### Short problem
Word for word, print each line of the listing below; pictures stay out.

=-=-=-=-=

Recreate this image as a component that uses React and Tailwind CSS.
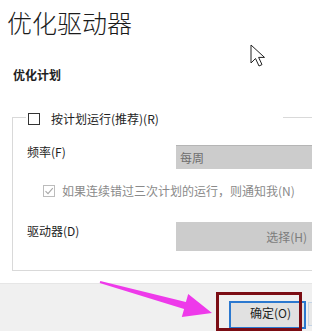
export default function App() {
  return (
    <div className="relative w-[312px] h-[331px] overflow-hidden bg-white flex flex-col font-['Noto_Sans_CJK_SC','Noto_Sans',sans-serif] text-[#1e1e1e]">
      <div className="pt-[6px] pl-[7px] text-[25px] leading-[32px] font-light text-[#1b1b1b] whitespace-nowrap">优化驱动器</div>
      <div className="mt-[29px] pl-[13px] text-[12px] leading-[16px] font-bold whitespace-nowrap">优化计划</div>
      <fieldset className="ml-[12px] mt-[24px] w-[330px] border border-[#d9d9d9] pb-[19px]">
        <legend className="ml-[13px] w-[257px] h-[20px] pl-[2px] pt-[4px] bg-white">
          <div className="flex items-center h-[16px]">
            <div className="w-[12px] h-[12px] border border-[#333] bg-white" />
            <span className="ml-[11px] text-[12px] leading-[16px] whitespace-nowrap">按计划运行(推荐)(R)</span>
          </div>
        </legend>
        <div className="mt-[18px] flex items-start">
          <div className="w-[163px] pl-[14px] -mt-[1px] text-[12px] leading-[16px] whitespace-nowrap">频率(F)</div>
          <div className="w-[150px] h-[24px] bg-[#cccccc] border-t border-[#b5b5b5] flex items-center pl-[4px] text-[12px] text-[#6e6e6e]">每周</div>
        </div>
        <div className="mt-[14px] pl-[30px] flex items-center h-[16px]">
          <div className="w-[12px] h-[12px] border border-[#bcbcbc] flex items-center justify-center">
            <svg width="10" height="10" viewBox="0 0 10 10">
              <path d="M1.5 5.2 L4 7.6 L8.8 2.2" fill="none" stroke="#a8a8a8" strokeWidth="1.1" />
            </svg>
          </div>
          <span className="ml-[7px] text-[12px] leading-[16px] text-[#8a8a8a] whitespace-nowrap">如果连续错过三次计划的运行，则通知我(N)</span>
        </div>
        <div className="mt-[23px] flex items-start">
          <div className="w-[163px] pl-[14px] mt-[1px] text-[12px] leading-[16px] whitespace-nowrap">驱动器(D)</div>
          <div className="w-[136px] h-[29px] bg-[#cccccc] flex items-center justify-end pr-[5px] text-[12px] text-[#7c7c7c]">选择(H)</div>
        </div>
      </fieldset>
      <div className="mt-[12px] flex-1 bg-[#f0f0f0] border-t border-[#e6e6e6] pt-[17px] pl-[229px] flex items-start">
        <div className="w-[77px] h-[28px] border-2 border-[#2b78cf] bg-[#e1e1e1] pl-[19px] pt-[2px] text-[12px] leading-[16px] text-[#1e1e1e] whitespace-nowrap shrink-0">确定(O)</div>
        <div className="ml-[2px] w-[40px] h-[24px] mt-[1px] border border-[#c4d4e6] bg-[#e8e8e8] shrink-0" />
      </div>
      <div className="absolute left-[216px] top-[292px] w-[86px] h-[39px] border-[3px] border-[#7b0d14]" />
      <svg className="absolute left-0 top-0 pointer-events-none" width="312" height="331" viewBox="0 0 312 331">
        <polygon points="100.3,281 185.9,302.1 188.2,293.9 212,313 181.8,317.1 184.1,308.9 99.7,283" fill="#ee3aea" />
        <polygon points="251,45 251,63 255.5,58.5 259,66 262,64.6 258.6,57.4 264.5,57.4" fill="white" stroke="#222" strokeWidth="1" strokeLinejoin="miter" />
      </svg>
    </div>
  );
}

=-=-=-=-=

### Final answer
Recreate this image as a component that uses React and Tailwind CSS.
export default function App() {
  return (
    <div className="relative w-[312px] h-[331px] overflow-hidden bg-white flex flex-col font-['Noto_Sans_CJK_SC','Noto_Sans',sans-serif] text-[#1e1e1e]">
      <div className="pt-[6px] pl-[7px] text-[25px] leading-[32px] font-light text-[#1b1b1b] whitespace-nowrap">优化驱动器</div>
      <div className="mt-[29px] pl-[13px] text-[12px] leading-[16px] font-bold whitespace-nowrap">优化计划</div>
      <fieldset className="ml-[12px] mt-[24px] w-[330px] border border-[#d9d9d9] pb-[19px]">
        <legend className="ml-[13px] w-[257px] h-[20px] pl-[2px] pt-[4px] bg-white">
          <div className="flex items-center h-[16px]">
            <div className="w-[12px] h-[12px] border border-[#333] bg-white" />
            <span className="ml-[11px] text-[12px] leading-[16px] whitespace-nowrap">按计划运行(推荐)(R)</span>
          </div>
        </legend>
        <div className="mt-[18px] flex items-start">
          <div className="w-[163px] pl-[14px] -mt-[1px] text-[12px] leading-[16px] whitespace-nowrap">频率(F)</div>
          <div className="w-[150px] h-[24px] bg-[#cccccc] border-t border-[#b5b5b5] flex items-center pl-[4px] text-[12px] text-[#6e6e6e]">每周</div>
        </div>
        <div className="mt-[14px] pl-[30px] flex items-center h-[16px]">
          <div className="w-[12px] h-[12px] border border-[#bcbcbc] flex items-center justify-center">
            <svg width="10" height="10" viewBox="0 0 10 10">
              <path d="M1.5 5.2 L4 7.6 L8.8 2.2" fill="none" stroke="#a8a8a8" strokeWidth="1.1" />
            </svg>
          </div>
          <span className="ml-[7px] text-[12px] leading-[16px] text-[#8a8a8a] whitespace-nowrap">如果连续错过三次计划的运行，则通知我(N)</span>
        </div>
        <div className="mt-[23px] flex items-start">
          <div className="w-[163px] pl-[14px] mt-[1px] text-[12px] leading-[16px] whitespace-nowrap">驱动器(D)</div>
          <div className="w-[136px] h-[29px] bg-[#cccccc] flex items-center justify-end pr-[5px] text-[12px] text-[#7c7c7c]">选择(H)</div>
        </div>
      </fieldset>
      <div className="mt-[12px] flex-1 bg-[#f0f0f0] border-t border-[#e6e6e6] pt-[17px] pl-[229px] flex items-start">
        <div className="w-[77px] h-[28px] border-2 border-[#2b78cf] bg-[#e1e1e1] pl-[19px] pt-[2px] text-[12px] leading-[16px] text-[#1e1e1e] whitespace-nowrap shrink-0">确定(O)</div>
        <div className="ml-[2px] w-[40px] h-[24px] mt-[1px] border border-[#c4d4e6] bg-[#e8e8e8] shrink-0" />
      </div>
      <div className="absolute left-[216px] top-[292px] w-[86px] h-[39px] border-[3px] border-[#7b0d14]" />
      <svg className="absolute left-0 top-0 pointer-events-none" width="312" height="331" viewBox="0 0 312 331">
        <polygon points="100.3,281 185.9,302.1 188.2,293.9 212,313 181.8,317.1 184.1,308.9 99.7,283" fill="#ee3aea" />
        <polygon points="251,45 251,63 255.5,58.5 259,66 262,64.6 258.6,57.4 264.5,57.4" fill="white" stroke="#222" strokeWidth="1" strokeLinejoin="miter" />
      </svg>
    </div>
  );
}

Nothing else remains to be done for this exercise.